Stored dataset items:
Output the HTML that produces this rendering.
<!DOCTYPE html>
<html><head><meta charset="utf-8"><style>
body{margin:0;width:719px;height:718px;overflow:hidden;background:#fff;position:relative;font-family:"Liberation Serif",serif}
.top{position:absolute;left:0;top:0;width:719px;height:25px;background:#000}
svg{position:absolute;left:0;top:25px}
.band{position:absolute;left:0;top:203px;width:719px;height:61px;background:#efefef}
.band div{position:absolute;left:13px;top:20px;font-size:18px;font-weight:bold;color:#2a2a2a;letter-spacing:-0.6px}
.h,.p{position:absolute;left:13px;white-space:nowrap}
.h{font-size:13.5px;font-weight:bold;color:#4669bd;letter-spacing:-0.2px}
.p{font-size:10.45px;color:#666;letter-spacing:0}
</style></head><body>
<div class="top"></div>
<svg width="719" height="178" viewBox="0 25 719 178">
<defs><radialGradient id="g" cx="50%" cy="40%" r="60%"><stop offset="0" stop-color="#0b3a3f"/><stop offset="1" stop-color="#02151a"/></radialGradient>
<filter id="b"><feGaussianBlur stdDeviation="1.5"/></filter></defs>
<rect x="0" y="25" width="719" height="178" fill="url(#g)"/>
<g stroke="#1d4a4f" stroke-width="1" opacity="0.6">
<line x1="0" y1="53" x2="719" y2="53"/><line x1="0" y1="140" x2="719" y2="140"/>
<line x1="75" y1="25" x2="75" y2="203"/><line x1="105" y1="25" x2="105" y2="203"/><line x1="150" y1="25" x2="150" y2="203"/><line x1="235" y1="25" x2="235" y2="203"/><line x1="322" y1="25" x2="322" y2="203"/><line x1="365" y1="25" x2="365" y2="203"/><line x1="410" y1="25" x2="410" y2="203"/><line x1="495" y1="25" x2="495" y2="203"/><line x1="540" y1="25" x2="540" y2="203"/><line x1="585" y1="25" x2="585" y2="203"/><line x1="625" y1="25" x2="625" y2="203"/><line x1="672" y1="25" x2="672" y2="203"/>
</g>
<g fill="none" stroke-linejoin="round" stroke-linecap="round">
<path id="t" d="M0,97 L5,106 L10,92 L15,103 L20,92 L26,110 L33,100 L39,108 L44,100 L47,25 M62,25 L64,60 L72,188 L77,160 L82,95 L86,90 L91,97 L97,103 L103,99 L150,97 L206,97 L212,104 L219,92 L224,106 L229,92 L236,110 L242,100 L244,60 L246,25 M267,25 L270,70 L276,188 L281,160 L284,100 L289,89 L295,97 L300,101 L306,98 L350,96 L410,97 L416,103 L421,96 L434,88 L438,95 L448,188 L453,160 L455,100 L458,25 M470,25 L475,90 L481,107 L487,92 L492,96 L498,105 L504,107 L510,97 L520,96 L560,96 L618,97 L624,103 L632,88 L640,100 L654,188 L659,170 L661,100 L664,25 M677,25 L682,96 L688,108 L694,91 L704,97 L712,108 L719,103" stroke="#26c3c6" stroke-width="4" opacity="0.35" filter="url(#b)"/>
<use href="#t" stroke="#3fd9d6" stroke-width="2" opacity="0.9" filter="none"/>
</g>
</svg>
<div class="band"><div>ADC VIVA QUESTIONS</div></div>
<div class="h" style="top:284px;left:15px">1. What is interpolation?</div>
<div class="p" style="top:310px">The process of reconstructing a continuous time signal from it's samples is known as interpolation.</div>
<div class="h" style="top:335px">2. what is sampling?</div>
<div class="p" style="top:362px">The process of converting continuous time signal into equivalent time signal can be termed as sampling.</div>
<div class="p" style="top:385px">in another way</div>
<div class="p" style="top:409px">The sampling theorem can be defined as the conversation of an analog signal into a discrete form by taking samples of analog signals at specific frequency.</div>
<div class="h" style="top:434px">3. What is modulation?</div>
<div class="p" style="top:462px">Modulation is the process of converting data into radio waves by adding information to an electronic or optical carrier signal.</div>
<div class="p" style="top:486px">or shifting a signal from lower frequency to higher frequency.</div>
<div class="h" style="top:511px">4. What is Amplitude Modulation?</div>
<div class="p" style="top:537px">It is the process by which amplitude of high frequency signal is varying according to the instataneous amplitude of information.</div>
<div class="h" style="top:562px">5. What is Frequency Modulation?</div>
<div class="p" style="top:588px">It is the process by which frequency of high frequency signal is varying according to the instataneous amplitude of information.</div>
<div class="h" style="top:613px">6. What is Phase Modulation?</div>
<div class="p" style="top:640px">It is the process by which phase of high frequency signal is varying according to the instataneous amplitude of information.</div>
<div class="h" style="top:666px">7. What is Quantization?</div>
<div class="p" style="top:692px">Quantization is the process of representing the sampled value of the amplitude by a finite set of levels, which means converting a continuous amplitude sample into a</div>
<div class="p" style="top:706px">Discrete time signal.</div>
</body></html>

--

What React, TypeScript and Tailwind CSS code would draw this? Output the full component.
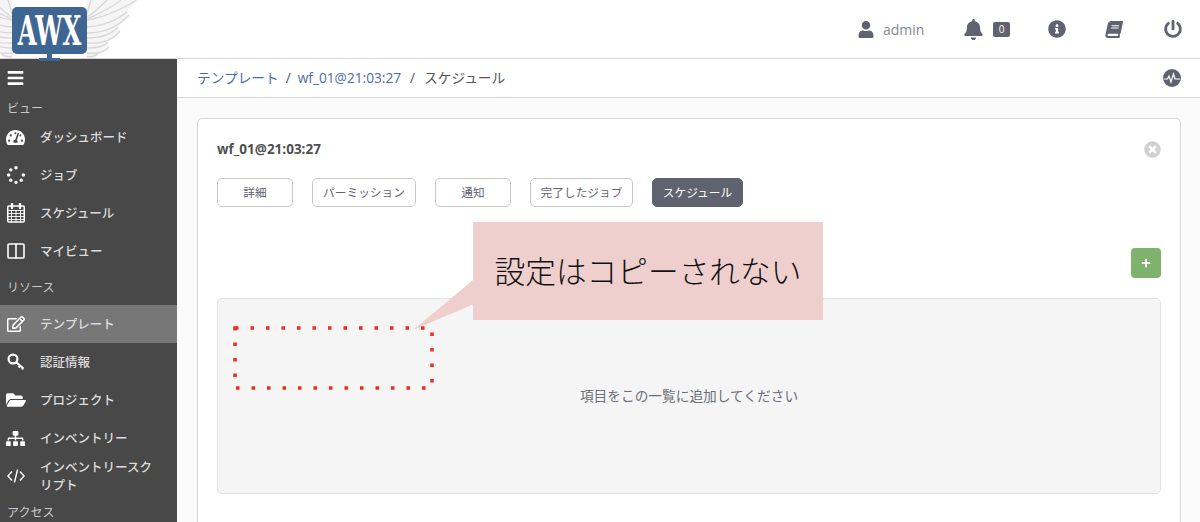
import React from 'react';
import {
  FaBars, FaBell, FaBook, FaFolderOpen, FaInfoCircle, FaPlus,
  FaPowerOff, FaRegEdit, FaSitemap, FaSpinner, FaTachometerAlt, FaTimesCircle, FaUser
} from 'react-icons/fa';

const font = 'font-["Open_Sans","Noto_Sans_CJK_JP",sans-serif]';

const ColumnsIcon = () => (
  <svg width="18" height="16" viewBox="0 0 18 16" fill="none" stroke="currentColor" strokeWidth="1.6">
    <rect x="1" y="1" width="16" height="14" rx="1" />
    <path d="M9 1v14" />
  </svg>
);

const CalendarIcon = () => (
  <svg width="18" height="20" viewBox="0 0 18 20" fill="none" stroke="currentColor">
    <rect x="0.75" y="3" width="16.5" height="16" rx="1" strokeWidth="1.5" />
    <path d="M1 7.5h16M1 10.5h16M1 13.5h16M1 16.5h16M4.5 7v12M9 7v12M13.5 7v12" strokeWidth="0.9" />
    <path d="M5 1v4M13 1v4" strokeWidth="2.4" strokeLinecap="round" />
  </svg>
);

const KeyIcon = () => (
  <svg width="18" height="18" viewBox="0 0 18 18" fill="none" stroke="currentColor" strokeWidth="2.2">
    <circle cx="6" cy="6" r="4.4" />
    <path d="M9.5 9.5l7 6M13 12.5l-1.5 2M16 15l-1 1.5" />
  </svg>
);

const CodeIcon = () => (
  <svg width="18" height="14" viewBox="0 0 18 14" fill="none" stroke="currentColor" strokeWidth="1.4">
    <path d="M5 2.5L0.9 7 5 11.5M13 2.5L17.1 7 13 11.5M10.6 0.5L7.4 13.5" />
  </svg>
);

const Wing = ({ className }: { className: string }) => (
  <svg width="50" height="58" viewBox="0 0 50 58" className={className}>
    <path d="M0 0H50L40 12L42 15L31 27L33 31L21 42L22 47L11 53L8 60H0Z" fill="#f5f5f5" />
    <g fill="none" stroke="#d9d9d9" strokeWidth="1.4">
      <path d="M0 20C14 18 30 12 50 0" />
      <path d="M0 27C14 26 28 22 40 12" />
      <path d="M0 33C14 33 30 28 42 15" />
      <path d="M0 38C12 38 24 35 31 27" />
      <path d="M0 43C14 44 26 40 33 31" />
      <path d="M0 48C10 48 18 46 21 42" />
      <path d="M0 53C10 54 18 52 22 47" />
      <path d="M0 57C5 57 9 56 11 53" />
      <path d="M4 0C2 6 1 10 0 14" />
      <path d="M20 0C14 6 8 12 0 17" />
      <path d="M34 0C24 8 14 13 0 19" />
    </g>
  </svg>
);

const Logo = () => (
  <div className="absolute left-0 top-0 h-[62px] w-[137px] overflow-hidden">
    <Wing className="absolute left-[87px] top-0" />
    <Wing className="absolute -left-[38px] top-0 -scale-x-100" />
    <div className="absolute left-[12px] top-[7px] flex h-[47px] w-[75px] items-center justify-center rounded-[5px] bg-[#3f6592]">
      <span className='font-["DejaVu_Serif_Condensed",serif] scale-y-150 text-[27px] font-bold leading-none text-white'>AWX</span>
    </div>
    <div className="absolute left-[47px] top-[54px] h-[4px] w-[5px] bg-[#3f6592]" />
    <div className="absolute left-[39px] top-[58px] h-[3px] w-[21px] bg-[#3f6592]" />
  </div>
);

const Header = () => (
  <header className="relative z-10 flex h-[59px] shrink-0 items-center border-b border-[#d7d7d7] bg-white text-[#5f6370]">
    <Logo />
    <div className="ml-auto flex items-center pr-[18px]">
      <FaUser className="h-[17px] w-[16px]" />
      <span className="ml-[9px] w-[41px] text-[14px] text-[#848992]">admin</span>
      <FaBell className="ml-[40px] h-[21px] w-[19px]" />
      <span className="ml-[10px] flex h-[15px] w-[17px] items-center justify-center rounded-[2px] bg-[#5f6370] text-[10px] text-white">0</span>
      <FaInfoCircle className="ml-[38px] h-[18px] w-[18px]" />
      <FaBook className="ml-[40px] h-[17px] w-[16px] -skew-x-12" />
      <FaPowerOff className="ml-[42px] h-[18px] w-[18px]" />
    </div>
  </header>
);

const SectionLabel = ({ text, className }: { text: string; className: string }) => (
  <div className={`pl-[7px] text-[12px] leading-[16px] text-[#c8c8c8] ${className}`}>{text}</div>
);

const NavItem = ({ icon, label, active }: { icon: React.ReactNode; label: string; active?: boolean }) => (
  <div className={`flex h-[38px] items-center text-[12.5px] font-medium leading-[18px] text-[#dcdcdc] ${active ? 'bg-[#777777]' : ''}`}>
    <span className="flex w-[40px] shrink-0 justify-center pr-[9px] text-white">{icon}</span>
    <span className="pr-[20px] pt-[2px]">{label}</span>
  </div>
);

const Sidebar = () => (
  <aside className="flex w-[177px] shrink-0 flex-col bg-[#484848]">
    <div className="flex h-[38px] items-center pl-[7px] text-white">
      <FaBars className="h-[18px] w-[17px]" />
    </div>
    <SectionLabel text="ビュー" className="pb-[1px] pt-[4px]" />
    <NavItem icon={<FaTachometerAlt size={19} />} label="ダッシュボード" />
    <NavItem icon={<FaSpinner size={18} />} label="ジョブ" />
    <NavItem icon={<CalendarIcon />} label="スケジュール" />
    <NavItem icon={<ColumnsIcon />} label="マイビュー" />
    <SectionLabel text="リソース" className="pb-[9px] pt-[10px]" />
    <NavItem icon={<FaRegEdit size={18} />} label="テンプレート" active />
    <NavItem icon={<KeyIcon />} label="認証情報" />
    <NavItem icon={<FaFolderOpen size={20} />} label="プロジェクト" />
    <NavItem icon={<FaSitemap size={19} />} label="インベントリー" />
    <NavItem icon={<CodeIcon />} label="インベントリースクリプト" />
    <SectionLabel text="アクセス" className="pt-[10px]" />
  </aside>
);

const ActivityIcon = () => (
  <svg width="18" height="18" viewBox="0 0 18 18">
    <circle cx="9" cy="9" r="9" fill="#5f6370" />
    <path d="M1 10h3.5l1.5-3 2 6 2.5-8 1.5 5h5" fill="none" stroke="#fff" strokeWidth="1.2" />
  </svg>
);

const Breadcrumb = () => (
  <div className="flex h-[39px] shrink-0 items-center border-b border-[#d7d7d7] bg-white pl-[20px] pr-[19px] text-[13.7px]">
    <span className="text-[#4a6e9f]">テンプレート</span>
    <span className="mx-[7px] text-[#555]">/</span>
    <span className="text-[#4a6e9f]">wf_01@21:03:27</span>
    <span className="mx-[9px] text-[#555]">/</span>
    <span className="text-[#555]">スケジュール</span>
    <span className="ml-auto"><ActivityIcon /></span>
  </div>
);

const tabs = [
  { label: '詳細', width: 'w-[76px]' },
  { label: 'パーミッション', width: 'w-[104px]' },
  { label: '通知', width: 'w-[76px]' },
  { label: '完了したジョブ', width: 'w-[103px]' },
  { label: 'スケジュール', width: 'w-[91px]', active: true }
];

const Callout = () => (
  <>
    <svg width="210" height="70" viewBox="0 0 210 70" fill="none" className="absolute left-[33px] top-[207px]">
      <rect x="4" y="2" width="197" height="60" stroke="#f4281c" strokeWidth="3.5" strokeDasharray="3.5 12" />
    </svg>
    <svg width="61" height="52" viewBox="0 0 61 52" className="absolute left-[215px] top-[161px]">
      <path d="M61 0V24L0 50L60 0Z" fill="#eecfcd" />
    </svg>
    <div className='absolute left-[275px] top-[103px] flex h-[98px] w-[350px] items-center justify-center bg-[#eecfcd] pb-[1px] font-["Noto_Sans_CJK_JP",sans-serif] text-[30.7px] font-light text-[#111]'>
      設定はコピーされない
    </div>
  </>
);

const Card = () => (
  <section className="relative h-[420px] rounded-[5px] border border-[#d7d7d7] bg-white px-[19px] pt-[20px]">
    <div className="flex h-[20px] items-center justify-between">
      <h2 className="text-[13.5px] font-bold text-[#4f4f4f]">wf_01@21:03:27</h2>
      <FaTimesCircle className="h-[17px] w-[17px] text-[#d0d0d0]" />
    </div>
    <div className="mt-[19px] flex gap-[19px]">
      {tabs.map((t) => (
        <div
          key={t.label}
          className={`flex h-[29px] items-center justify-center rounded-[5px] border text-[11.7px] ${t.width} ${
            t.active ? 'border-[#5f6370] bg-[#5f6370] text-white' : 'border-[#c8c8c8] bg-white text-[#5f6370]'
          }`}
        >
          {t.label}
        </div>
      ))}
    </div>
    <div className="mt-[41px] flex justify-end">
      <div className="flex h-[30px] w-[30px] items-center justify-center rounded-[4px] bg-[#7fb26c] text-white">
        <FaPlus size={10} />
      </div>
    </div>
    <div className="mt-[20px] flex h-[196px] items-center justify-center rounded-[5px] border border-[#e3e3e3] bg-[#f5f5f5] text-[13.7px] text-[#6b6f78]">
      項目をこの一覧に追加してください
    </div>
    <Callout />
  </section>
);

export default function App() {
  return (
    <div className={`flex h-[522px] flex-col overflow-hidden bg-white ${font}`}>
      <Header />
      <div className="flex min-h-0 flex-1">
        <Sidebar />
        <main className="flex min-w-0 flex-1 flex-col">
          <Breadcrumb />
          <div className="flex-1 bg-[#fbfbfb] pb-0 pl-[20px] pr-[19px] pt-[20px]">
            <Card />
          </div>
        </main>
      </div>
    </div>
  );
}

EXERCISE PROMPT | Take every line from the records above that has the word "Output" and copy it.

CORRECT ANSWER |
Output the HTML that produces this rendering.
What React, TypeScript and Tailwind CSS code would draw this? Output the full component.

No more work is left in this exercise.